Task instructions: Transcribe only the part of the material below that begins at the line containing "Output the component" and ends at the line containing "border-t-[#828282] border-l-[#828282] border-b-[#e3e3e3]", with both kept and images left out.

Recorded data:

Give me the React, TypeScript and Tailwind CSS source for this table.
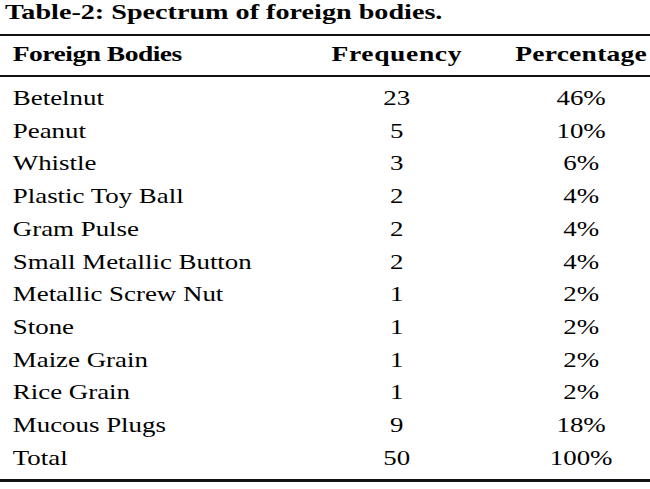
const rows: [string, string, string][] = [
  ["Betelnut", "23", "46%"],
  ["Peanut", "5", "10%"],
  ["Whistle", "3", "6%"],
  ["Plastic Toy Ball", "2", "4%"],
  ["Gram Pulse", "2", "4%"],
  ["Small Metallic Button", "2", "4%"],
  ["Metallic Screw Nut", "1", "2%"],
  ["Stone", "1", "2%"],
  ["Maize Grain", "1", "2%"],
  ["Rice Grain", "1", "2%"],
  ["Mucous Plugs", "9", "18%"],
  ["Total", "50", "100%"],
];

const App = () => {
  return (
    <div className="w-[650px] h-[489px] bg-white overflow-hidden">
      {/* the source is a stretched scan of a Times table, so it is widened on x */}
      <div className="w-[508px] origin-left scale-x-[1.28] text-black font-[family-name:Liberation_Serif,Times_New_Roman,serif]">
        <h1 className="pl-[4px] text-[22px] leading-[24px] font-bold">
          Table-2: Spectrum of foreign bodies.
        </h1>
        <div className="mt-[10px] h-[2px] bg-[#111]" />

        <div className="grid grid-cols-[250px_120px_138px] pt-[5px] pb-[8px] text-[21.5px] leading-[26px] font-bold">
          <div className="pl-[10px] tracking-[-0.4px]">Foreign Bodies</div>
          <div className="text-center tracking-[0.5px]">Frequency</div>
          <div className="pl-[30px] text-center tracking-[0.2px]">Percentage</div>
        </div>
        <div className="h-[2px] bg-[#111]" />

        <div className="pt-[5px] pb-[5px] text-[21px] leading-[32.7px]">
          {rows.map(([name, freq, pct]) => (
            <div key={name} className="grid grid-cols-[250px_120px_138px]">
              <div className="pl-[10px]">{name}</div>
              <div className="text-center">{freq}</div>
              <div className="pl-[30px] text-center">{pct}</div>
            </div>
          ))}
        </div>
        <div className="h-[3px] bg-[#111]" />
      </div>
    </div>
  );
};

export default App;
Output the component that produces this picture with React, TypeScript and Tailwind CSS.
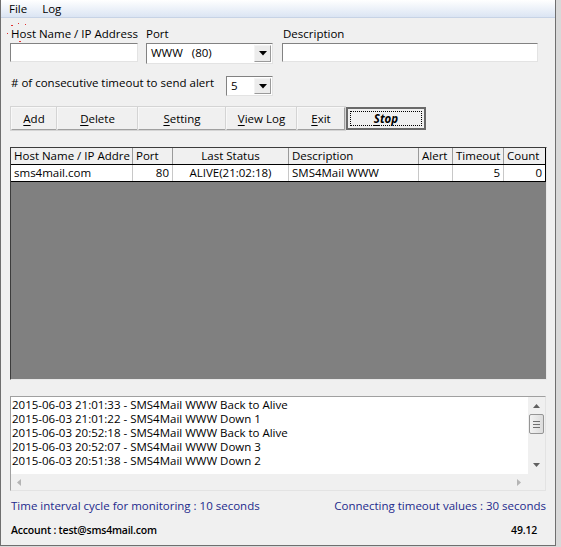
import React from "react";

const COLS = [
  { label: "Host Name / IP Addre", w: "w-[122px]", align: "text-left" },
  { label: "Port", w: "w-[40px]", align: "text-left" },
  { label: "Last Status", w: "w-[116px]", align: "text-center" },
  { label: "Description", w: "w-[130px]", align: "text-left" },
  { label: "Alert", w: "w-[34px]", align: "text-left" },
  { label: "Timeout", w: "w-[51px]", align: "text-left" },
  { label: "Count", w: "w-[41px]", align: "text-left" },
];

const ROW = [
  { v: "sms4mail.com", align: "text-left" },
  { v: "80", align: "text-right" },
  { v: "ALIVE(21:02:18)", align: "text-center" },
  { v: "SMS4Mail WWW", align: "text-left" },
  { v: "", align: "text-left" },
  { v: "5", align: "text-right" },
  { v: "0", align: "text-right" },
];

const LOG = [
  "2015-06-03 21:01:33 - SMS4Mail WWW Back to Alive",
  "2015-06-03 21:01:22 - SMS4Mail WWW Down 1",
  "2015-06-03 20:52:18 - SMS4Mail WWW Back to Alive",
  "2015-06-03 20:52:07 - SMS4Mail WWW Down 3",
  "2015-06-03 20:51:38 - SMS4Mail WWW Down 2",
];

const sunken =
  "border border-t-[#828282] border-l-[#828282] border-b-[#e3e3e3] border-r-[#e3e3e3] bg-white";

function DropArrow() {
  return (
    <div className="flex w-[17px] items-center justify-center border border-t-[#f4f4f4] border-l-[#f4f4f4] border-b-[#9a9a9a] border-r-[#9a9a9a] bg-[#ececec]">
      <svg width="8" height="5" viewBox="0 0 8 5">
        <polygon points="0,0 8,0 4,4.5" fill="#000" />
      </svg>
    </div>
  );
}

function Combo({ value, className }: { value: string; className: string }) {
  return (
    <div className={`flex h-[20px] items-stretch p-px ${sunken} ${className}`}>
      <div className="flex-1 pl-[3px] leading-[16px] whitespace-pre">{value}</div>
      <DropArrow />
    </div>
  );
}

function Btn({ pre, u, post, className }: { pre?: string; u: string; post: string; className: string }) {
  return (
    <div
      className={`flex h-[23px] items-center justify-center border border-t-[#f8f8f8] border-l-[#f8f8f8] border-b-[#a0a0a0] border-r-[#a0a0a0] bg-[#f0f0f0] outline outline-[#d4d4d4] ${className}`}
    >
      <span>
        {pre}
        <span className="underline underline-offset-2">{u}</span>
        {post}
      </span>
    </div>
  );
}

export default function App() {
  return (
    <div className="h-[547px] w-[561px] overflow-hidden bg-[#d9d9d9] font-['Open_Sans',sans-serif] text-[11.5px] text-black">
      <div className="flex h-[546px] w-[556px] flex-col border-x border-b border-[#6f6f6f] bg-[#f0f0f0]">
        {/* menu */}
        <div className="flex h-[18px] items-center gap-[15px] border-b border-[#c7d3e5] bg-linear-to-b from-[#ffffff] to-[#dbe5f3] pl-[8px] leading-[16px]">
          <span>File</span>
          <span>Log</span>
        </div>

        <div className="relative flex flex-col pl-[9px]">
          {/* focus dots */}
          <span className="absolute left-[10px] top-[7px] h-px w-[2px] bg-[#e03030]" />
          <span className="absolute left-[17px] top-[5px] h-px w-px bg-[#e03030]" />
          <span className="absolute left-[24px] top-[6px] h-px w-px bg-[#e03030]" />
          <span className="absolute left-[6px] top-[15px] h-px w-px bg-[#e03030]" />
          <span className="absolute left-[18px] top-[23px] h-px w-[2px] bg-[#e03030]" />

          {/* row 1 */}
          <div className="mt-[8px] flex h-[38px] items-start">
            <div className="flex w-[128px] flex-col">
              <div className="pl-px leading-[16px]">Host Name / IP Address</div>
              <div className={`mt-px h-[19px] w-[128px] ${sunken}`} />
            </div>
            <div className="ml-[8px] flex w-[127px] flex-col">
              <div className="leading-[16px]">Port</div>
              <Combo value="WWW   (80)" className="mt-px w-[127px] h-[21px]" />
            </div>
            <div className="ml-[9px] flex w-[256px] flex-col">
              <div className="pl-px leading-[16px]">Description</div>
              <div className={`mt-px h-[19px] w-[256px] ${sunken}`} />
            </div>
          </div>

          {/* row 2 */}
          <div className="mt-[12px] flex h-[20px] items-start">
            <div className="w-[216px] pl-px leading-[14px]">
              # of consecutive timeout to send alert
            </div>
            <Combo value="5" className="w-[47px]" />
          </div>

          {/* buttons */}
          <div className="mt-[11px] flex pl-px">
            <Btn u="A" post="dd" className="w-[46px]" />
            <Btn u="D" post="elete" className="w-[81px]" />
            <Btn u="S" post="etting" className="w-[88px]" />
            <Btn u="V" post="iew Log" className="w-[71px]" />
            <Btn u="E" post="xit" className="w-[48px]" />
            <div className="ml-px flex h-[23px] w-[80px] items-center justify-center border-2 border-[#6a6a6a] bg-[#f0f0f0] p-[2px]">
              <div className="flex h-full w-full items-center justify-center border border-dotted border-black font-bold italic">
                <span>
                  <span className="underline underline-offset-2">S</span>top
                </span>
              </div>
            </div>
          </div>

          {/* table */}
          <div className="mt-[17px] flex h-[233px] w-[537px] flex-col border border-t-[#3c3c3c] border-l-[#3c3c3c] border-b-[#e8e8e8] border-r-[#e8e8e8] bg-[#808080]">
            <div className="flex w-[535px] flex-col border-r border-black">
              <div className="flex h-[17px] border-b border-black bg-[#f0f0f0] leading-[16px]">
                {COLS.map((c, i) => (
                  <div
                    key={i}
                    className={`${c.w} ${c.align} overflow-hidden whitespace-nowrap border-r border-[#9a9a9a] px-[3px] last:border-r-0`}
                  >
                    {c.label}
                  </div>
                ))}
              </div>
              <div className="flex h-[17px] border-b border-black bg-white leading-[16px]">
                {ROW.map((c, i) => (
                  <div
                    key={i}
                    className={`${COLS[i].w} ${c.align} overflow-hidden whitespace-nowrap border-r border-[#c8c8c8] px-[3px] last:border-r-0`}
                  >
                    {c.v}
                  </div>
                ))}
              </div>
            </div>
          </div>

          {/* log list */}
          <div className={`mt-[16px] flex h-[95px] w-[536px] flex-col ${sunken} border-t-[#a0a0a0] border-l-[#a0a0a0]`}>
            <div className="flex flex-1">
              <div className="flex-1 overflow-hidden pl-px pt-[1px] leading-[14px] whitespace-nowrap">
                {LOG.map((l, i) => (
                  <div key={i}>{l}</div>
                ))}
              </div>
              {/* vertical scrollbar */}
              <div className="flex w-[17px] flex-col items-center bg-[#f0f0f0]">
                <svg className="mt-[7px]" width="7" height="4" viewBox="0 0 7 4">
                  <polygon points="0,4 7,4 3.5,0" fill="#606060" />
                </svg>
                <div className="mt-[6px] flex h-[20px] w-[15px] flex-col items-center justify-center gap-[2px] rounded-[2px] border border-[#959595] bg-linear-to-r from-[#f2f2f2] to-[#dcdcdc]">
                  <div className="h-px w-[7px] bg-[#707070]" />
                  <div className="h-px w-[7px] bg-[#707070]" />
                  <div className="h-px w-[7px] bg-[#707070]" />
                </div>
                <div className="flex-1" />
                <svg className="mb-[7px]" width="7" height="4" viewBox="0 0 7 4">
                  <polygon points="0,0 7,0 3.5,4" fill="#606060" />
                </svg>
              </div>
            </div>
            {/* horizontal scrollbar */}
            <div className="flex h-[16px] items-center bg-[#f0f0f0]">
              <svg className="ml-[6px]" width="4" height="7" viewBox="0 0 4 7">
                <polygon points="4,0 4,7 0,3.5" fill="#b4b4b4" />
              </svg>
              <div className="flex-1" />
              <svg className="mr-[24px]" width="4" height="7" viewBox="0 0 4 7">
                <polygon points="0,0 0,7 4,3.5" fill="#b4b4b4" />
              </svg>
            </div>
          </div>

          {/* status */}
          <div className="mt-[7px] flex w-[536px] justify-between pl-px leading-[16px] text-[#232a8c]">
            <span>Time interval cycle for monitoring : 10 seconds</span>
            <span>Connecting timeout values : 30 seconds</span>
          </div>

          <div className="mt-[8px] flex w-[536px] justify-between pl-px pr-[9px] text-[10.5px] font-semibold leading-[16px] tracking-[-0.2px]">
            <span>Account : test@sms4mail.com</span>
            <span>49.12</span>
          </div>
        </div>
      </div>
    </div>
  );
}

Written answer:
Output the component that produces this picture with React, TypeScript and Tailwind CSS.
import React from "react";

const COLS = [
  { label: "Host Name / IP Addre", w: "w-[122px]", align: "text-left" },
  { label: "Port", w: "w-[40px]", align: "text-left" },
  { label: "Last Status", w: "w-[116px]", align: "text-center" },
  { label: "Description", w: "w-[130px]", align: "text-left" },
  { label: "Alert", w: "w-[34px]", align: "text-left" },
  { label: "Timeout", w: "w-[51px]", align: "text-left" },
  { label: "Count", w: "w-[41px]", align: "text-left" },
];

const ROW = [
  { v: "sms4mail.com", align: "text-left" },
  { v: "80", align: "text-right" },
  { v: "ALIVE(21:02:18)", align: "text-center" },
  { v: "SMS4Mail WWW", align: "text-left" },
  { v: "", align: "text-left" },
  { v: "5", align: "text-right" },
  { v: "0", align: "text-right" },
];

const LOG = [
  "2015-06-03 21:01:33 - SMS4Mail WWW Back to Alive",
  "2015-06-03 21:01:22 - SMS4Mail WWW Down 1",
  "2015-06-03 20:52:18 - SMS4Mail WWW Back to Alive",
  "2015-06-03 20:52:07 - SMS4Mail WWW Down 3",
  "2015-06-03 20:51:38 - SMS4Mail WWW Down 2",
];

const sunken =
  "border border-t-[#828282] border-l-[#828282] border-b-[#e3e3e3] border-r-[#e3e3e3] bg-white";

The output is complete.